Accessibility audit checklist with pass/fail marks next to WCAG criteria on a clipboard with a magnifying glass

Accessibility Audit 2026: Why 94% of Sites Fail WCAG (and How to Fix It)

The WebAIM Million study continues to report that over 94% of the top million websites have detectable WCAG failures. That number has barely budged since 2019, despite increased awareness, better tooling, and growing legal pressure. The failures are not exotic edge cases — they are the same basic issues year after year: low contrast text, missing alt text, empty links, missing form labels, and broken keyboard navigation.

This guide is for developers and site owners who want to fix the issues that actually cause the most failures. Not aspirational accessibility theory — the specific, fixable problems that make up the bulk of real-world WCAG failures in 2026, with code-level solutions you can implement today.
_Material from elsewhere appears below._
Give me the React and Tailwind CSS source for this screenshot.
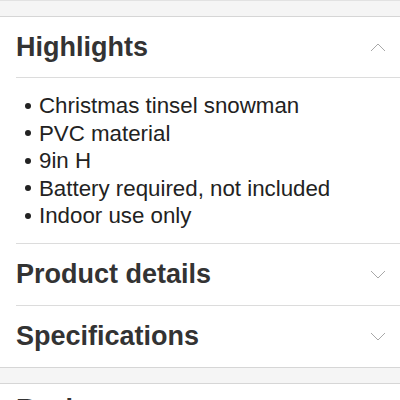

The Six Failures That Account for 96% of Errors

WebAIM's 2026 data shows the same pattern as every previous year. These six issues account for nearly all detectable errors:

1. Low Contrast Text (83% of sites)

Text that does not meet the 4.5:1 contrast ratio for normal text or 3:1 for large text. The most common offenders: light grey placeholder text, muted body text on light backgrounds, and white text on coloured buttons.

Fix:

/* FAIL: contrast ratio 2.8:1 */
.text-muted { color: #999; background: #fff; }

/* PASS: contrast ratio 4.6:1 */
.text-muted { color: #696969; background: #fff; }

The human-centric design trends guide discusses warm colour palettes. When shifting to warmer tones, check every text/background combination. A warm palette does not inherently fail contrast, but designers often use lighter secondary text that drops below the threshold.

Use browser DevTools contrast checker (inspect the element, check the colour property) or an automated tool during development.

2. Missing Alternative Text (58% of sites)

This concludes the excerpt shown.